> _EXERCISE BRIEF_:
Give the listing again exactly, omitting its images.

--- begin ---

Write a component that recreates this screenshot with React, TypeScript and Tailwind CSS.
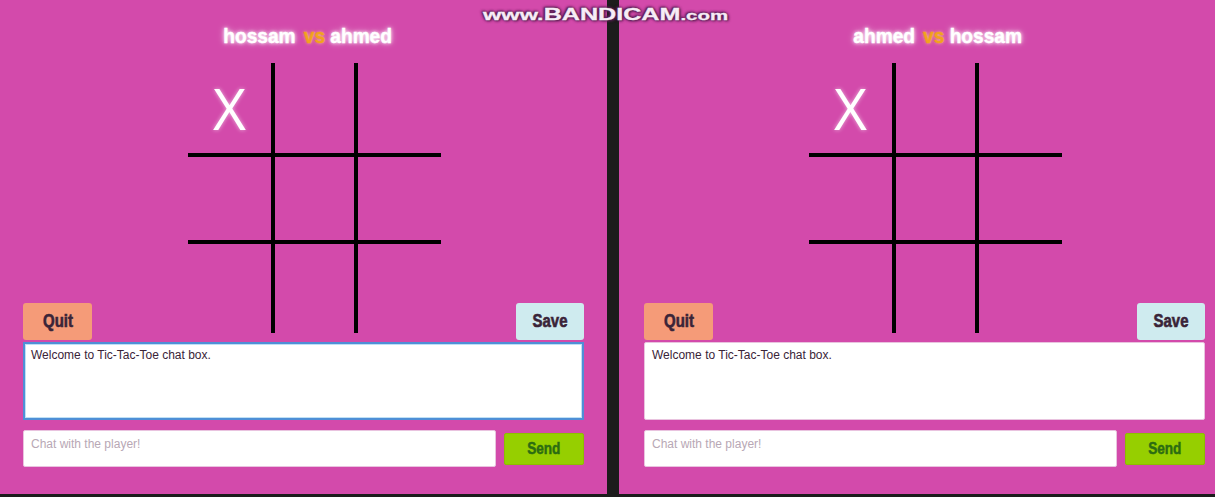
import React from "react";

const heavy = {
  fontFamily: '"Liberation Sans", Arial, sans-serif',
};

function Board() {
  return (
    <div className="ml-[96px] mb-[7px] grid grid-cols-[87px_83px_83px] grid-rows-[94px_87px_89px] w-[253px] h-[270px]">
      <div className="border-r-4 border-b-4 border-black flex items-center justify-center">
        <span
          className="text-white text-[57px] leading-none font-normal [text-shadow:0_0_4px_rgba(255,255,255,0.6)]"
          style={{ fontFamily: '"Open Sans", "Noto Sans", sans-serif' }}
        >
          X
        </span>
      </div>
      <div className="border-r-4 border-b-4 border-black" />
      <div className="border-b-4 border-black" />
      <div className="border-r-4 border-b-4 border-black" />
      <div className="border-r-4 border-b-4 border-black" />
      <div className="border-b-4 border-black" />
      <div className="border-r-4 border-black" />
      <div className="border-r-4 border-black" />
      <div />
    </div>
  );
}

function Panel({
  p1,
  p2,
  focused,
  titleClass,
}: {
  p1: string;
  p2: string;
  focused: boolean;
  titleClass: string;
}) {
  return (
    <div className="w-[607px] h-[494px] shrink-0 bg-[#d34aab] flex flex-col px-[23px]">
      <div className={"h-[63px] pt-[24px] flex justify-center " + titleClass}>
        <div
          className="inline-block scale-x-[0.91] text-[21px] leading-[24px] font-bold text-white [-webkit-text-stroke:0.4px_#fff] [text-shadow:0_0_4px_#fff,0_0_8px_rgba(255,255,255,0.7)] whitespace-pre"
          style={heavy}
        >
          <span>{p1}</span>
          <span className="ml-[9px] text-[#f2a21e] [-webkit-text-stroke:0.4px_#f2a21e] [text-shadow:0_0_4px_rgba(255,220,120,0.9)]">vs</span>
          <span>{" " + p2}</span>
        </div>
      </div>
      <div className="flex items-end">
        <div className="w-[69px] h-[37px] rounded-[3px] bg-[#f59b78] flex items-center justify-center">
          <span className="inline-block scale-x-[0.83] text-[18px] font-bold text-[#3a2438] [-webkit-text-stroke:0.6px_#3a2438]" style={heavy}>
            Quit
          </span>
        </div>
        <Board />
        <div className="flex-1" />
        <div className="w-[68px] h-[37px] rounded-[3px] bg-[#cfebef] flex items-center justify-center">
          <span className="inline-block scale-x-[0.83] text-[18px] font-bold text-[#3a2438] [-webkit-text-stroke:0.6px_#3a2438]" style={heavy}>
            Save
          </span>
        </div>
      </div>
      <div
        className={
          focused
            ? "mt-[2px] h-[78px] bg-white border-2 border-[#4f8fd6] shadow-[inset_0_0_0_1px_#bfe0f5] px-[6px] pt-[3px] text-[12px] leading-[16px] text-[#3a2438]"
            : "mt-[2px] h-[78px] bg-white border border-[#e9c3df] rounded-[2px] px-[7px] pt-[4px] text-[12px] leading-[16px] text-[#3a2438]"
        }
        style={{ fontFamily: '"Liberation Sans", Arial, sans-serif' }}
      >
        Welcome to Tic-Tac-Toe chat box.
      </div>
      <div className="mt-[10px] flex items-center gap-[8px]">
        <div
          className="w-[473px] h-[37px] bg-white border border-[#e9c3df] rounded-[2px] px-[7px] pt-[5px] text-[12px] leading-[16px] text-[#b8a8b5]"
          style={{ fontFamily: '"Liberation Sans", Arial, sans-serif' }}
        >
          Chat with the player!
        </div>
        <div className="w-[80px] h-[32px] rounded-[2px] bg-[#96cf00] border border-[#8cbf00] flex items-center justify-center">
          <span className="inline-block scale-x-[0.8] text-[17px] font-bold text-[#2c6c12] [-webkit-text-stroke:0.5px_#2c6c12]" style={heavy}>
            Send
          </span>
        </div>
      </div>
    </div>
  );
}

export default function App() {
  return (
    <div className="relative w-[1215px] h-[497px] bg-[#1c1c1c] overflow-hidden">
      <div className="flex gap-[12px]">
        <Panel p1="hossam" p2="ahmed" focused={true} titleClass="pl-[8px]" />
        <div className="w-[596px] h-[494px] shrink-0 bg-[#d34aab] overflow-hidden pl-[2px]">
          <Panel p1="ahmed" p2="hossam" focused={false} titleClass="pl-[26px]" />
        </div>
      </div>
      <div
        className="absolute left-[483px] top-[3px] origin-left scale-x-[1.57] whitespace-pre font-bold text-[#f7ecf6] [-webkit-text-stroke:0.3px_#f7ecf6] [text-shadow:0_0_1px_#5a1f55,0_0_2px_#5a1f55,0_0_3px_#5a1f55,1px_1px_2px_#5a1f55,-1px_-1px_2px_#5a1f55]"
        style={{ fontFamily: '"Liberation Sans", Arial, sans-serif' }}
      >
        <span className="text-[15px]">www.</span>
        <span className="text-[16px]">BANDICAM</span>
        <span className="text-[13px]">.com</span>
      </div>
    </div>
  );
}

--- end ---

> _PROBLEM SOLUTION_:
Write a component that recreates this screenshot with React, TypeScript and Tailwind CSS.
import React from "react";

const heavy = {
  fontFamily: '"Liberation Sans", Arial, sans-serif',
};

function Board() {
  return (
    <div className="ml-[96px] mb-[7px] grid grid-cols-[87px_83px_83px] grid-rows-[94px_87px_89px] w-[253px] h-[270px]">
      <div className="border-r-4 border-b-4 border-black flex items-center justify-center">
        <span
          className="text-white text-[57px] leading-none font-normal [text-shadow:0_0_4px_rgba(255,255,255,0.6)]"
          style={{ fontFamily: '"Open Sans", "Noto Sans", sans-serif' }}
        >
          X
        </span>
      </div>
      <div className="border-r-4 border-b-4 border-black" />
      <div className="border-b-4 border-black" />
      <div className="border-r-4 border-b-4 border-black" />
      <div className="border-r-4 border-b-4 border-black" />
      <div className="border-b-4 border-black" />
      <div className="border-r-4 border-black" />
      <div className="border-r-4 border-black" />
      <div />
    </div>
  );
}

function Panel({
  p1,
  p2,
  focused,
  titleClass,
}: {
  p1: string;
  p2: string;
  focused: boolean;
  titleClass: string;
}) {
  return (
    <div className="w-[607px] h-[494px] shrink-0 bg-[#d34aab] flex flex-col px-[23px]">
      <div className={"h-[63px] pt-[24px] flex justify-center " + titleClass}>
        <div
          className="inline-block scale-x-[0.91] text-[21px] leading-[24px] font-bold text-white [-webkit-text-stroke:0.4px_#fff] [text-shadow:0_0_4px_#fff,0_0_8px_rgba(255,255,255,0.7)] whitespace-pre"
          style={heavy}
        >
          <span>{p1}</span>
          <span className="ml-[9px] text-[#f2a21e] [-webkit-text-stroke:0.4px_#f2a21e] [text-shadow:0_0_4px_rgba(255,220,120,0.9)]">vs</span>
          <span>{" " + p2}</span>
        </div>
      </div>
      <div className="flex items-end">
        <div className="w-[69px] h-[37px] rounded-[3px] bg-[#f59b78] flex items-center justify-center">
          <span className="inline-block scale-x-[0.83] text-[18px] font-bold text-[#3a2438] [-webkit-text-stroke:0.6px_#3a2438]" style={heavy}>
            Quit
          </span>
        </div>
        <Board />
        <div className="flex-1" />
        <div className="w-[68px] h-[37px] rounded-[3px] bg-[#cfebef] flex items-center justify-center">
          <span className="inline-block scale-x-[0.83] text-[18px] font-bold text-[#3a2438] [-webkit-text-stroke:0.6px_#3a2438]" style={heavy}>
            Save
          </span>
        </div>
      </div>
      <div
        className={
          focused
            ? "mt-[2px] h-[78px] bg-white border-2 border-[#4f8fd6] shadow-[inset_0_0_0_1px_#bfe0f5] px-[6px] pt-[3px] text-[12px] leading-[16px] text-[#3a2438]"
            : "mt-[2px] h-[78px] bg-white border border-[#e9c3df] rounded-[2px] px-[7px] pt-[4px] text-[12px] leading-[16px] text-[#3a2438]"
        }
        style={{ fontFamily: '"Liberation Sans", Arial, sans-serif' }}
      >
        Welcome to Tic-Tac-Toe chat box.
      </div>
      <div className="mt-[10px] flex items-center gap-[8px]">
        <div
          className="w-[473px] h-[37px] bg-white border border-[#e9c3df] rounded-[2px] px-[7px] pt-[5px] text-[12px] leading-[16px] text-[#b8a8b5]"
          style={{ fontFamily: '"Liberation Sans", Arial, sans-serif' }}
        >
          Chat with the player!
        </div>
        <div className="w-[80px] h-[32px] rounded-[2px] bg-[#96cf00] border border-[#8cbf00] flex items-center justify-center">
          <span className="inline-block scale-x-[0.8] text-[17px] font-bold text-[#2c6c12] [-webkit-text-stroke:0.5px_#2c6c12]" style={heavy}>
            Send
          </span>
        </div>
      </div>
    </div>
  );
}

export default function App() {
  return (
    <div className="relative w-[1215px] h-[497px] bg-[#1c1c1c] overflow-hidden">
      <div className="flex gap-[12px]">
        <Panel p1="hossam" p2="ahmed" focused={true} titleClass="pl-[8px]" />
        <div className="w-[596px] h-[494px] shrink-0 bg-[#d34aab] overflow-hidden pl-[2px]">
          <Panel p1="ahmed" p2="hossam" focused={false} titleClass="pl-[26px]" />
        </div>
      </div>
      <div
        className="absolute left-[483px] top-[3px] origin-left scale-x-[1.57] whitespace-pre font-bold text-[#f7ecf6] [-webkit-text-stroke:0.3px_#f7ecf6] [text-shadow:0_0_1px_#5a1f55,0_0_2px_#5a1f55,0_0_3px_#5a1f55,1px_1px_2px_#5a1f55,-1px_-1px_2px_#5a1f55]"
        style={{ fontFamily: '"Liberation Sans", Arial, sans-serif' }}
      >
        <span className="text-[15px]">www.</span>
        <span className="text-[16px]">BANDICAM</span>
        <span className="text-[13px]">.com</span>
      </div>
    </div>
  );
}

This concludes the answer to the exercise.